In June, U.S. Ambassador to China Nicholas Burns lamented that there are currently only around 800 American students studying in China, down from a highpoint of 15,000 a few years ago.
That turned out to be a low estimate, based only on those studying in university-credit programs. But even estimates in the low thousands elsewhere and far higher numbers of Chinese students still going to the U.S. to study do not hide the fact that there has been a wider freeze in academic relations between China and the U.S., particularly since the COVID-19 pandemic.
On the Chinese side, the Human Rights Foundation said in April that “Beijing has increasingly intimidated global academia, targeting both individual scholars and higher education institutions.” It listed informant networks, restricted funding opportunities and visa restrictions as forms of pressure applied to international scholars focusing on China.
But on the U.S. side, too, there has been a significant contribution. Law firm Benesch Law wrote in May that the U.S. Department of Justice continues to “[pursue] researchers and their employers over the failure to disclose ties to China,” even after its controversial “China Initiative” was dropped by the Biden Administration.
In combination, this marks a clear contrast to the situation in the 1990s and 2000s, where academics had more freedom in producing research about China and the conditions for people-to-people exchanges were far smoother.
“I think what’s really changed in the last few [years] is even if you’re not doing something nearly that sensitive, the scrutiny, the delays and sometimes just the outright rejections for visa applications … is getting really hard,” Michael Beckley, associate professor of political science at Tufts University, told a U.S.-Asia Institute webinar earlier this week regarding working in China.
Beckley said that in the 2000s, when he was a graduate student, professors who wrote about highly sensitive topics such as the Tiananmen Square massacre received visa restrictions.
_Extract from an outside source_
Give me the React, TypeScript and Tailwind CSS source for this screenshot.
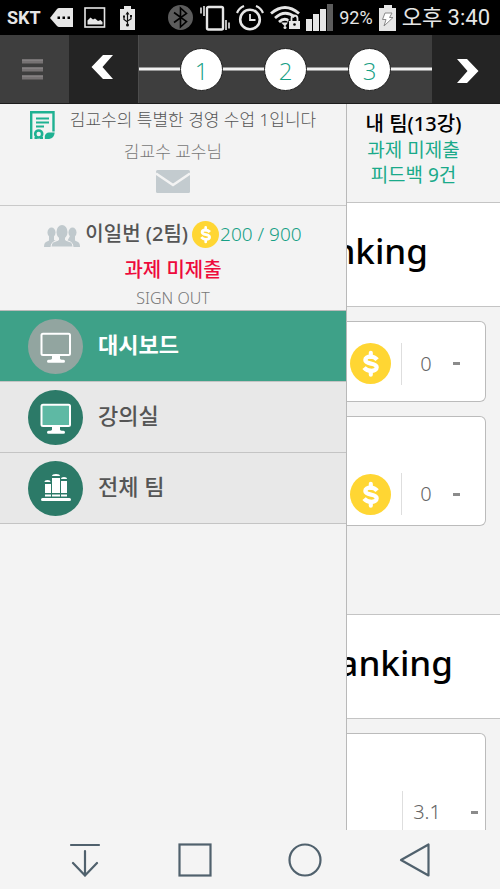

But now “if you do anything on human rights or Xinjiang or Taiwan and even increasingly just broader geopolitical issues, it’s getting really hard [to get access.]” He added that now even once academics are allowed into China, there are constraints on what can be studied.
At the same event, this timeline was broadly endorsed by Eileen Cheng-yin Chow (周成蔭), associate professor of the practice in Chinese and Japanese cultural studies at Duke University. She compared the situation in China now to the 1990s and 2000s, when she said the main emphasis was on controlling criticism that would be seen outside of China, rather than controlling all criticism.
“[S]ince Xi [Jinping (習近平)] ascended and various other complicated factors that we need not go into here, it does feel like the most surveilled and most tightly controlled moment,” Chow said, though she added that this was part of a wider global phenomenon, owing to the increasing technological power of surveillance.
Chow, who pointed out that she was from Taiwan but works in the U.S., also spoke about restrictions on the U.S. side. She said the campus protests in the spring and summer showed “there are many many things we cannot talk about in the U.S with complete impunity,” and added that U.S. reaction to an increasingly oppressive state apparatus in China had spilled over into Asian hate that affected the Chinese diaspora.
This academic atmosphere and policy tightening is considered something that needs correcting by both sides.
“We are committed to this cause and will continue to bring American and Chinese citizens together through academic and cultural exchange, and tourism,” Ambassador Burns said near the end of his June speech. Xi, during his visit to the U.S. last November, said China was prepared to invite 50,000 young Americans to China on exchange and study programs over the next five years.
But this has not automatically shifted the direction of travel, particularly in regard to U.S. study and research in China. Berkley said he had heard of both a reduced demand from U.S. students wanting to go to China — particularly since its economy slowed — and of exchange groups attempting to enter China having the “plug pulled.” Chow said that while there had been a “reversal” in U.S. exchange numbers this summer — Ambassador Burns said “rock bottom” was hit last year — it remained to be seen whether it would stick.

There is also the specific case of so-called branch campuses — U.S. university campuses located in China. Both Berkley and Chow were pessimistic about the terms on which these institutions can continue to operate, particularly regarding free speech. “Theoretically they’re great, but can you really do things on these campuses?” Chow asked. The director of a coalition of researchers studying American institutions abroad told Inside Higher Ed last year they are now “bleeding money.”
Speaking about what the U.S. side could do to facilitate a warming of academic relations, both Berkley and Chow agreed that espionage legislation needed to remain specific and limited. But both were pessimistic about the future.
Summing up a self-perpetuating cycle of distrust, Berkley put it like this: “I think this is what happens when great powers enter into periods of conflict with each other. It has knockdown effects on society.”